Friday, January 09, 2015

Sauces for Fish (1508)


Yesterday we looked at the carving terms given in Wynkyn de Worde’s Boke of Kervynge  published in 1508, and I want to return to it briefly before I move on. There were other snippets of early sixteenth century food lore in this book, and today I want to give you the author’s advice on the traditional sauces used on various types of fish.

Sauces for fish
And here begins sauces for all manner of fish.

Mustard is good for salt herring, salt fish, salt conger, salmon, sparlyng, salt eel and ling.
vinegar is good with salt porpoise, turrentyne, salt sturgeon, salt threpole, salt whale.
lamprey with galantine.
Verjuice to roach, dace, bream, mullet, bass, flounder, sole, crab and chub with powdered cinnamon.
to thornback, herring, houndfish, haddock, whiting and cod, vinegar, powdered cinnamon and ginger.
Green sauce is good with green fish and halibut, cuttlefish and fresh turbot.
Put not your green sauce away for it is good with mustard.
Here ends for all manner of sauces for fish according to their appetite.

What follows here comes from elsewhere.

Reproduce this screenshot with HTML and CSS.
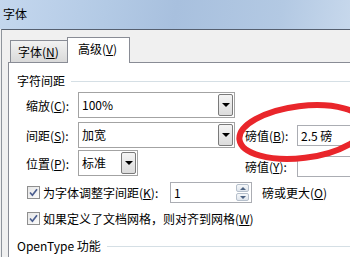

Note the suggestion of mustard for a number of varieties of fish in 1508. Now let us fast forward to 1861, the year that Isabella Beeton published her amazing Household Manual. Mrs. Beeton was clearly several centuries in the wrong when she said of mustard “before the year 1729, mustard was not known at English tables.” She then goes on to repeat the already hoary old myth of Mrs Clements of Durham and her mustard manufacturing business.
Nevertheless, her recipe for ‘Indian Mustard’ would certainly have fitted the early-sixteenth century bill of fare, had there been bottled ketchup and bottled anchovy sauce available at that time:
INDIAN MUSTARD, an excellent relish to
Bread and Butter, or any cold Meat.
Ingredients.-  ¼ lb. of the best mustard, ¼ lb. of flour, ½ oz. of salt, 4 shallots, 4 tablespoonfuls of vinegar, 4 tablespoonfuls of ketchup, ¼ bottle of anchovy sauce.

Mode.- Put the mustard, flour, and salt into a basin, and make them into a stiff paste with boiling water. Boil the shalots with the vinegar, ketchup, and anchovy sauce, for 10 minutes, and pour the whole, boiling, over the mixture in the basin; stir well, and reduce it to a proper thickness; put it into a bottle, with a bruised shalot at the bottom, and store away for use. This makes an excellent relish, and if properly prepared will keep for years.